The evaluation of solder paste characteristics using AC impedance spectroscopy

Richard Walter Hirthe, Marquette University

Abstract

One of the more critical aspects of engineering is often understanding the variety of complex materials that are employed in industry today. This encompasses knowledge of both the physical nature of materials, and how differences in composition and processing affect the properties and performance of the material (or combination of materials) to be utilized. The monitoring of solder paste characteristics during surface mount circuit assembly procedures is ultimately concerned with obtaining a high yield of reliable solder joints. The process control of solder paste systems under manufacturing conditions is, at present, not derived from on-line measurements of the paste. Because these tests are not performed in-process, they cannot detect critical changes in paste behavior caused by varying process conditions, environmental factors, or the loss of rheological characteristics induced by prolonged stress on a screen printer. AC impedance techniques can be a valuable tool in characterizing the properties of materials that possess measurable dielectric behavior. Recent advances in impedance measurement instrumentation (and the evolution of the personal computer) have yielded improved data acquisition and analysis capabilities. This has precipitated efforts to utilize this methodology for the study of more complex materials systems (such as solder paste). The primary focus of this investigation is the implementation of AC impedance techniques as a means of characterizing the behavior of a broad range of solder paste formulations.

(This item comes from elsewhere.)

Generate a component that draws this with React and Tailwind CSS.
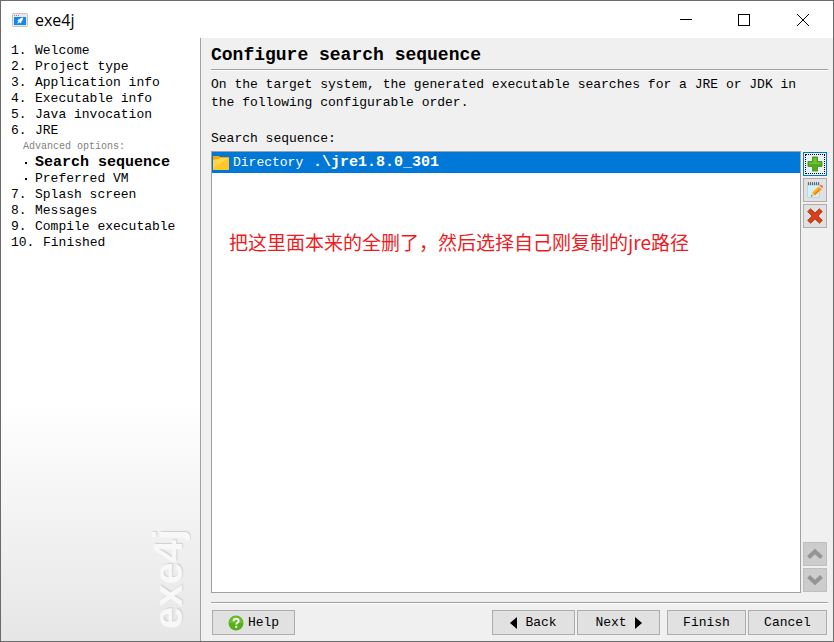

In the course of this work, it has been determined that it is possible to represent both the dielectric and the electro-chemical nature of these materials in the form of an electrical equivalent circuit model. This modeling yields significant detail concerning the microscopic attributes of these materials, unobtainable from other forms of study. As a process control tool in the manufacturing realm, the use of AC impedance techniques to monitor solder paste has the potential to detect the onset of irreversible changes during screen printing operations. The results of this investigation reinforce the utility of AC techniques as a means of tracking critical changes within solder paste.

This paper has been withdrawn.